Re: Perl-friendly message queue-like system

2011-09-22 Thread Tomas Doran


On 22 Sep 2011, at 09:49, Richard Foley wrote:


AnyEvent::RabbitMQ looks good:

https://github.com/cooldaemon/AnyEvent-RabbitMQ


And works well, I'm using it fairly extensively.

Cheers
t0m


Re: Perl-friendly message queue-like system

2011-09-22 Thread Mark Blackman
On 22 Sep 2011, at 09:15, Martin A. Brooks wrote:

 
 I have a bunch of servers doing mail ilftering.  I would like them to send 
 tiny messages about the results of said filtering to a central point.  I 
 would then like something at the central point to pop messages off the queue 
 and update a database.  Think of it as sort of a centralised collection point 
 for statistical data.  If the odd message gets eaten, it really doesn't 
 matter.
 
 
[snip]
 
 My Google-fu is failing me, what Perl-friendly system might I use for such a 
 thing?



I'd consider using Spread, even though the Perl bindings for it are a
bit unloved, see the review.

http://search.cpan.org/~jesus/Spread-3.17.4.4/

The underlying Spread toolkit is a very reliable and well-designed
*group messaging* framework. Regrettably the Perl bindings are for an
entire major version behind the latest Spread toolkit release,  but I've
had very good results using Spread 3.17 for a reliable, general-purpose
log aggregation tool for well over 5 years and in particular, it can
handle widely distributed nodes over TCP, rather than the easy case of
everything in the same broadcast domain.

I would guess it works extremely well for the case you're describing.
It's not a message queueing system in that it's *not* intended to queue
messages indefinitely, but it's good for aggregating messages reliably,
which sounds like your main goal.

A key point to remember is that message *writers* don't need to join
groups to write to them. If your app joins a group, your inbound message
buffers will fill up very quickly if you don't read them and writers,
in this context, don't care about reading from other nodes.
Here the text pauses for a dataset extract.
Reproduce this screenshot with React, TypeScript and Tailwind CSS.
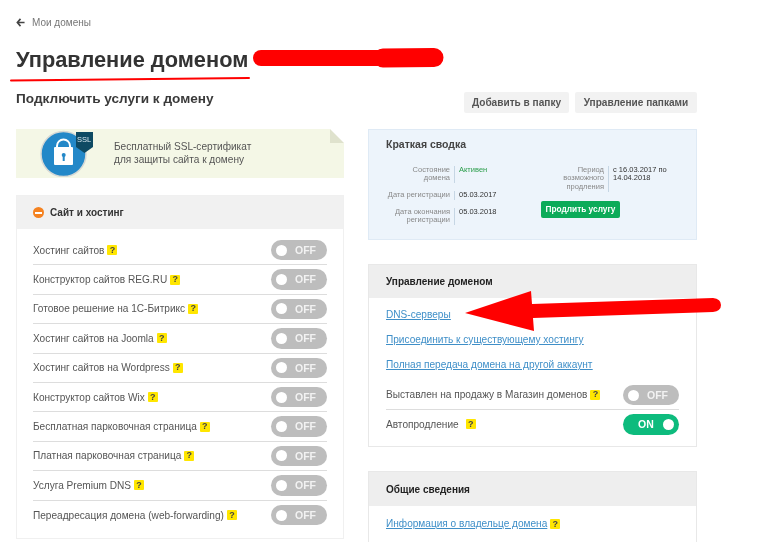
import React from "react";

const Q = ({ className = "" }: { className?: string }) => (
  <span className={`inline-flex h-[10px] w-[10px] items-center justify-center rounded-[1px] bg-[#ffe600] text-[9px] font-bold leading-none text-[#444] ${className}`}>?</span>
);

const Toggle = ({ on = false }: { on?: boolean }) =>
  on ? (
    <div className="flex h-[20.5px] w-[56px] shrink-0 items-center justify-between rounded-full bg-[#0dbb7d] pl-[15px] pr-[5px]">
      <span className="text-[10.5px] font-bold leading-none text-white">ON</span>
      <span className="h-[11px] w-[11px] rounded-full bg-white" />
    </div>
  ) : (
    <div className="flex h-[20.5px] w-[56px] shrink-0 items-center justify-between rounded-full bg-[#bdbdbd] pl-[5px] pr-[11px]">
      <span className="h-[11px] w-[11px] rounded-full bg-white" />
      <span className="text-[10.5px] font-bold leading-none text-[#f2f2f2]">OFF</span>
    </div>
  );

const services = [
  "Хостинг сайтов",
  "Конструктор сайтов REG.RU",
  "Готовое решение на 1С-Битрикс",
  "Хостинг сайтов на Joomla",
  "Хостинг сайтов на Wordpress",
  "Конструктор сайтов Wix",
  "Бесплатная парковочная страница",
  "Платная парковочная страница",
  "Услуга Premium DNS",
  "Переадресация домена (web-forwarding)",
];

const Field = ({ label, value, valueClass = "text-[#333]", h }: { label: React.ReactNode; value: React.ReactNode; valueClass?: string; h: string }) => (
  <div className={`flex ${h}`}>
    <div className="w-[69px] border-r border-[#c6d6e4] pr-[4px] text-right text-[#888]">{label}</div>
    <div className={`pl-[4px] ${valueClass}`}>{value}</div>
  </div>
);

export default function App() {
  return (
    <div className="relative h-[542px] w-[768px] overflow-hidden bg-white font-['Liberation_Sans',Arial,sans-serif] text-[#444] blur-[0.4px]">
      <div className="px-[16px] pt-[16px]">
        <div className="flex h-[13px] items-center gap-[7px] text-[10px] text-[#777]">
          <svg width="9" height="9" viewBox="0 0 10 10" className="text-[#444]">
            <path d="M5 1 1.5 5 5 9M1.5 5H9.5" fill="none" stroke="currentColor" strokeWidth="1.8" />
          </svg>
          <span>Мои домены</span>
        </div>
        <h1 className="mt-[17px] text-[21.8px] font-bold leading-[28px] text-[#333]">Управление доменом</h1>
        <div className="mt-[18px] flex h-[34px] items-start justify-between pr-[55px]">
          <h2 className="mt-[-3px] text-[13.6px] font-bold leading-[20px] text-[#3a3a3a]">Подключить услуги к домену</h2>
          <div className="flex gap-[6px] text-[10.1px] font-bold text-[#555]">
            <div className="flex h-[21px] w-[105px] items-center justify-center rounded-[2px] bg-[#f2f2f2]">Добавить в папку</div>
            <div className="flex h-[21px] w-[122px] items-center justify-center rounded-[2px] bg-[#f2f2f2]">Управление папками</div>
          </div>
        </div>

        <div className="mt-[3px] flex items-start gap-[24px]">
          {/* left */}
          <div className="w-[328px] shrink-0">
            <div className="relative flex h-[49px] items-center bg-[#f4f7e6] pl-[98px] text-[10.1px] leading-[12.5px] text-[#555]">
              <div>
                Бесплатный SSL-сертификат
                <br />
                для защиты сайта к домену
              </div>
              <svg className="absolute left-[24px] top-[1px]" width="56" height="47" viewBox="0 0 56 47">
                <circle cx="23.5" cy="24" r="22.5" fill="#2388c8" stroke="#d5d8d5" strokeWidth="1.5" />
                <path d="M17 18v-2a6.5 6.5 0 0 1 13 0v2" fill="none" stroke="#fff" strokeWidth="2" />
                <rect x="14" y="17" width="19" height="18" rx="1" fill="#fff" />
                <rect x="22.7" y="25" width="2" height="6" fill="#2388c8" />
                <circle cx="23.7" cy="25" r="2" fill="#2388c8" />
                <path d="M36 2h17v15l-8.5 6-8.5-6z" fill="#0e4a63" />
              </svg>
              <span className="absolute left-[61px] top-[6px] text-[7.5px] leading-[10px] text-[#d7e7ef]">SSL</span>
              <div className="absolute right-0 top-0 h-0 w-0 border-b-[14px] border-r-[14px] border-b-[#dfe2cd] border-r-transparent bg-white" />
            </div>

            <div className="mt-[17px] border border-[#f0f0f0]">
              <div className="flex h-[33px] items-center gap-[6px] bg-[#f1f1f1] pl-[16px] text-[10px] font-bold text-[#333]">
                <span className="flex h-[11px] w-[11px] items-center justify-center rounded-full bg-[#f58220]">
                  <span className="h-[2px] w-[7px] bg-white" />
                </span>
                Сайт и хостинг
              </div>
              <div className="px-[16px] pt-[7px] pb-[8px]">
                {services.map((s, i) => (
                  <div key={s} className={`flex h-[29.4px] items-center justify-between ${i < services.length - 1 ? "border-b border-[#ddd]" : ""}`}>
                    <span className="flex items-center gap-[3px] text-[10.1px] text-[#555]">
                      {s}
                      <Q />
                    </span>
                    <Toggle />
                  </div>
                ))}
              </div>
            </div>
          </div>

          {/* right */}
          <div className="w-[329px] shrink-0">
            <div className="h-[111px] border border-[#dfeaf5] bg-[#edf4fb] pl-[17px] pt-[8px]">
              <div className="text-[10.5px] font-bold leading-[13px] text-[#444]">Краткая сводка</div>
              <div className="mt-[15px] flex text-[7.5px] leading-[8.4px]">
                <div className="flex w-[155px] flex-col gap-[8px]">
                  <Field h="h-[17px]" label={<>Состояние<br />домена</>} value="Активен" valueClass="text-[#2a9d4a]" />
                  <Field h="h-[9px]" label="Дата регистрации" value="05.03.2017" />
                  <Field h="h-[17px]" label={<>Дата окончания<br />регистрации</>} value="05.03.2018" />
                </div>
                <div className="flex flex-col">
                  <div className="flex h-[26px]">
                    <div className="w-[68px] border-r border-[#c6d6e4] pr-[4px] text-right text-[#888]">Период<br />возможного<br />продления</div>
                    <div className="pl-[4px] text-[#333]">с 16.03.2017 по<br />14.04.2018</div>
                  </div>
                  <div className="mt-[9px] flex h-[17px] w-[79px] items-center justify-center rounded-[2px] bg-[#0cab59] text-[8.3px] font-bold text-white">Продлить услугу</div>
                </div>
              </div>
            </div>

            <div className="mt-[24px] border border-[#e8e8e8]">
              <div className="flex h-[33px] items-center bg-[#eeeeee] pl-[17px] text-[10px] font-bold text-[#222]">Управление доменом</div>
              <div className="px-[17px] pt-[10px] pb-[7px] text-[10.1px]">
                <div className="flex flex-col gap-[11px] leading-[14px] text-[#3f8fc8] underline">
                  <a>DNS-серверы</a>
                  <a>Присоединить к существующему хостингу</a>
                  <a>Полная передача домена на другой аккаунт</a>
                </div>
                <div className="mt-[9px] flex h-[29px] items-center justify-between border-b border-[#ddd] text-[#555]">
                  <span className="flex items-center gap-[3px]">Выставлен на продажу в Магазин доменов <Q /></span>
                  <Toggle />
                </div>
                <div className="flex h-[29px] items-center justify-between text-[#555]">
                  <span className="flex items-center gap-[7px]">Автопродление <Q /></span>
                  <Toggle on />
                </div>
              </div>
            </div>

            <div className="mt-[24px] h-[80px] border border-[#e8e8e8]">
              <div className="flex h-[34px] items-center bg-[#eeeeee] pl-[17px] text-[10px] font-bold text-[#222]">Общие сведения</div>
              <div className="flex items-center gap-[3px] pl-[17px] pt-[11px] text-[10.1px] leading-[14px]">
                <a className="text-[#3f8fc8] underline">Информация о владельце домена</a>
                <Q />
              </div>
            </div>
          </div>
        </div>
      </div>

      {/* hand-drawn red marks over the page */}
      <svg className="pointer-events-none absolute left-0 top-0" width="768" height="542" viewBox="0 0 768 542">
        <path d="M11 80.5C90 79.5 170 79 249 78" fill="none" stroke="#f00" strokeWidth="2" strokeLinecap="round" />
        <path d="M261 58H378" fill="none" stroke="#f00" strokeWidth="16" strokeLinecap="round" />
        <path d="M383 58 434 57.5" fill="none" stroke="#f00" strokeWidth="19" strokeLinecap="round" />
        <path d="M465 313 531 291 532 304 713 298Q721 299 721 305Q721 311 713 312L533 318 534 331Z" fill="#f00" />
      </svg>
    </div>
  );
}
You're meant to run a Spread daemon on every machine in the group and local 
clients connect to the local daemon which then manages the message delivery
to the other Spread daemons on the other hosts, which in turn manage
the message delivery to their local clients.

- Mark


Re: Perl-friendly message queue-like system

2011-09-22 Thread Ash Berlin

On 22 Sep 2011, at 10:22, Dirk Koopman wrote:

 On 22/09/11 09:15, Martin A. Brooks wrote:
 Mongers of Perl,
 
 I have a bunch of servers doing mail ilftering.  I would like them to send 
 tiny messages about the results of said filtering to a central point.  I 
 would then like something at the central point to pop messages off the queue 
 and update a database.  Think of it as sort of a centralised collection 
 point for statistical data.  If the odd message gets eaten, it really 
 doesn't matter.
 
 
 ZeroMQ seems to be fairly sane.
 
 http://www.zeromq.org/bindings:perl
 
 Dirk

The *name* of ZeroMQ always annoys me. ITS NOT A QUEUE. Its a Protocol/socket 
library, if you want to actually have any kind of queueing you need to write 
your own 'broker'




Re: Perl-friendly message queue-like system

2011-09-22 Thread Leo Lapworth
On 22 September 2011 11:06, Mark Blackman m...@blackmans.org wrote:

 On 22 Sep 2011, at 09:15, Martin A. Brooks wrote:
  I have a bunch of servers doing mail ilftering.  I would like them to
 send tiny messages about the results of said filtering to a central point.
  I would then like something at the central point to pop messages off the
 queue and update a database.  Think of it as sort of a centralised
 collection point for statistical data.  If the odd message gets eaten, it
 really doesn't matter.


See also previous discussion on this topic...

http://london.pm.org/pipermail/london.pm/Week-of-Mon-20110523/thread.html

See ActiveMQ (was Re: Devel::Cover with Moose?)  thread

Leo


Re: Perl in shared hosting environments

2011-09-22 Thread Peter Vereshagin
Hello.

2011/09/21 12:04:47 +0100 Dirk Koopman d...@tobit.co.uk = To l...@cuckoo.org 
:

DK  Then you can switch between mod_perl / FastCGI / Starman / Twiggy to your
DK  hearts content (we found Starman is REALLY fast).
DK 
DK I am happy to be educated, but I found Plack introduced a load of 
DK dependencies that I did not want, it *is* another layer which cannot 
DK help but reduce speed - which may not matter - but did to me at the time.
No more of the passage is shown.